Il «confronto» Gelmini-Ronzulli? Ci mancherebbe che in un «grande partito» non volassero sberle del genere! «Il confronto è fisiologico, mica siamo di plastica, ma poi è giusto fare sintesi, arrivare a un punto d’incontro. Comunque sostituire un coordinatore regionale non vuol dire cambiare la linea»: Antonio Tajani, presentando la kermesse azzurra di fine settimana a Napoli, fa il pompiere. La ministra Gelmini strepita per la sostituzione del “suo” Salini con l’arcinemica Licia Ronzulli alla guida del partito lombardo? Il giro stretto del reggente Tajani fa notare che in Lombardia, cuore del forzismo, le decisioni non le prendono i coordinatori ma sempre e solo il Cavaliere.

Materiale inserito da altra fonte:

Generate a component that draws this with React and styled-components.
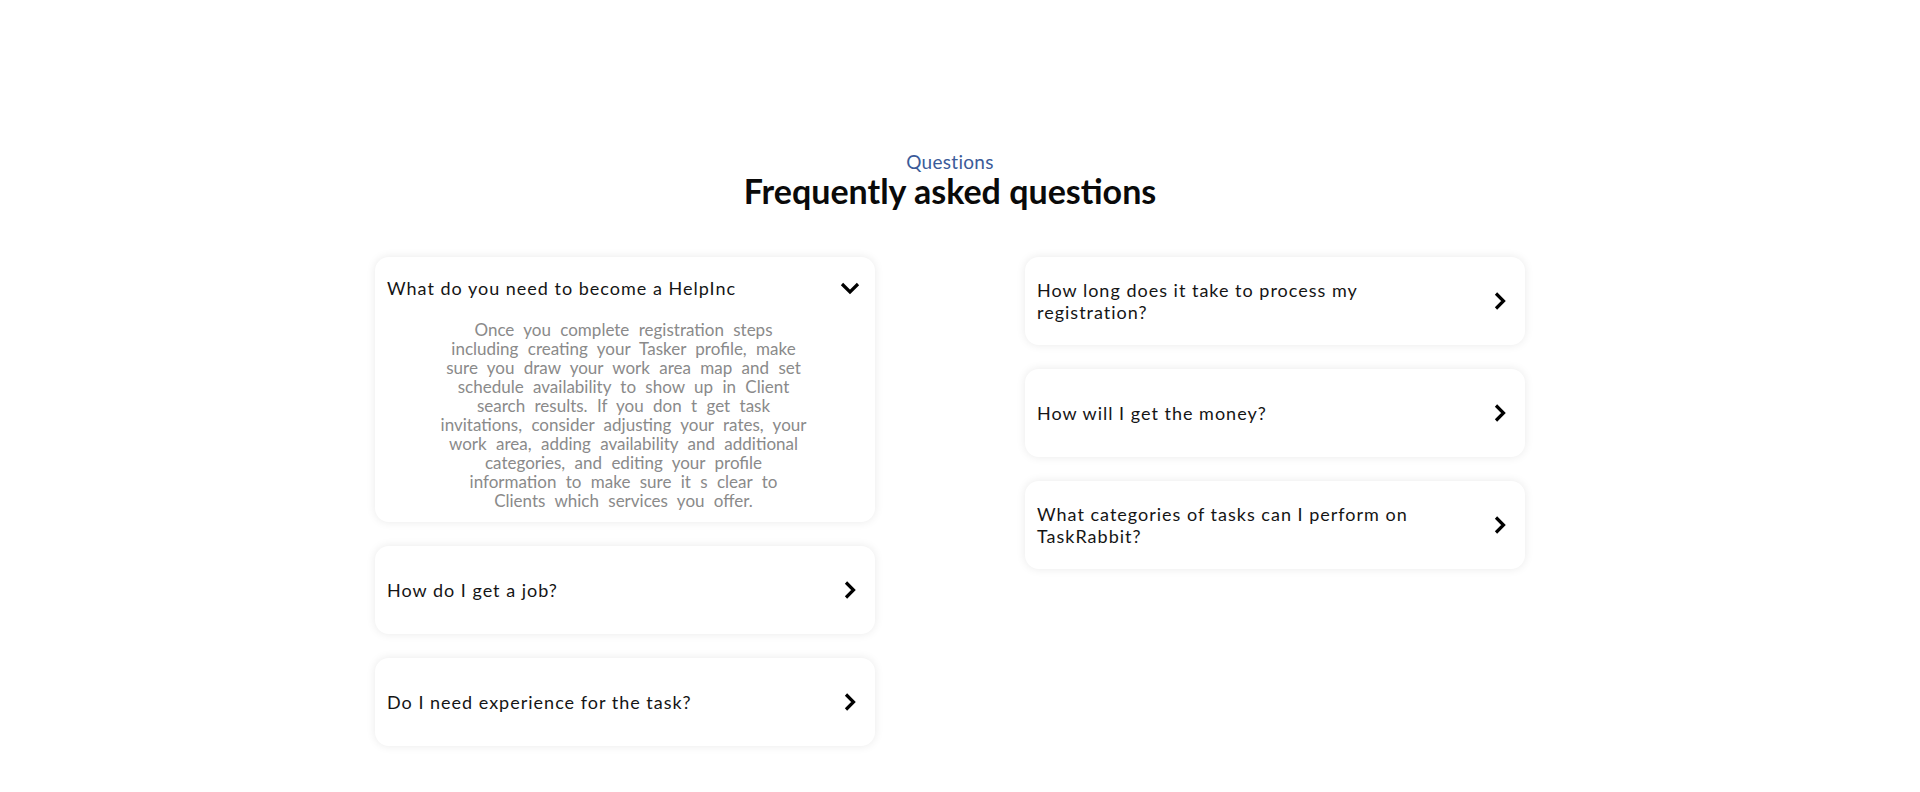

È stato il gran capo a silurare Massimiliano Salini e a lui si rimettono un po’ tutti. Gasparri rispolvera un amato slogan, vecchio di un secolo o giù di lì, «Berlusconi ha ragione a prescindere»: non è il primo ad avere «sempre ragione». Il sottosegretario Sisto la vede allo stesso modo: «Qui c’è qualcuno che le fibrillazioni è in grado di sedarle tutte. È il metronomo di questo partito e non sbaglia un colpo: Berlusconi». Risalta il silenzio di chi dovrebbe concordare con la Maria Stella furiosa, come la collega Mara Carfagna. Tace perché, fanno sapere i suoi, «è stanca».

La ministra per gli Affari regionali rilancia: «Qui c’è un problema politico da chiarire. Questo è l’ennesimo attacco ai moderati di Fi». Un po’ c’è davvero questo, anche se la definizione «moderati» andrebbe sostituita con quella più consona di «governisti». La tensione tra il partito e la delegazione al governo non si è mai sopita. A ottobre aveva toccato una vetta con lo scontro sulla nomina di Paolo Barelli a capo dei deputati, poi è arrivata anche oltre. I ministri hanno preso malissimo la decisione del Cavaliere di impuntarsi sulla delega fiscale in nome dell’eterna guerra santa contro «le tasse sulla casa».

Non gradiscono oggi il nuovo fronte aperto sui balneari. Insomma non sono convinti che Berlusconi non sbagli mai e dietro l’errore, come da sempiterno copione, ci sono consigli sbagliati e consiglieri interessati. C’è il «cerchio magico» di cui proprio Ronzulli è l’anello centrale, anche se Sisto nega con la dovuta veemenza e il più orrido tra i neologismi: «Berlusconi non si fa cerchiomagicizzare da nessuno».

La linea politica, la divaricazione effettivamente fisiologica tra i ministri e il partito, sarebbe in effetti resolubile. Ad attizzare le fiamme sono però questioni meno elevate: le urne si avvicinano, le rielezioni sono a massimo rischio. È vero, come segnala Tajani, che le percentuali stando ai sondaggi stanno salendo e che Fi è essenziale per il centrodestra. Ma non arriveranno certo al livello del 2018, già modesto rispetto al passato, e il taglio dei parlamentari farà il resto. Da questo punto di vista la defenestrazione del fedelissimo di Gelmini è per lei un pessimo segnale.

Oggi la ministra può contare su una trentina di parlamentari, essenziali per mantenere le posizioni all’interno di un partito in cui la guerra, soprattutto tra le dirigenti, è spietata. Più inciderà sulle candidature blindate l’astro Ronzulli, meno resterà di quella truppa. Ma la mannaia è sospesa su tutti: si spiega così il silenzio, anche nelle chat interne, che circonda l’affondo, conseguenza del resto di uno sfogo di Gelmini con Tajani che avrebbe dovuto restare privato ed è incappato invece nelle orecchie indiscrete di un giornalista. La pace non può tornare. Ma a Napoli, con Berlusconi presente e una folla da grandi occasioni, si dovrà almeno fingere di volersi bene.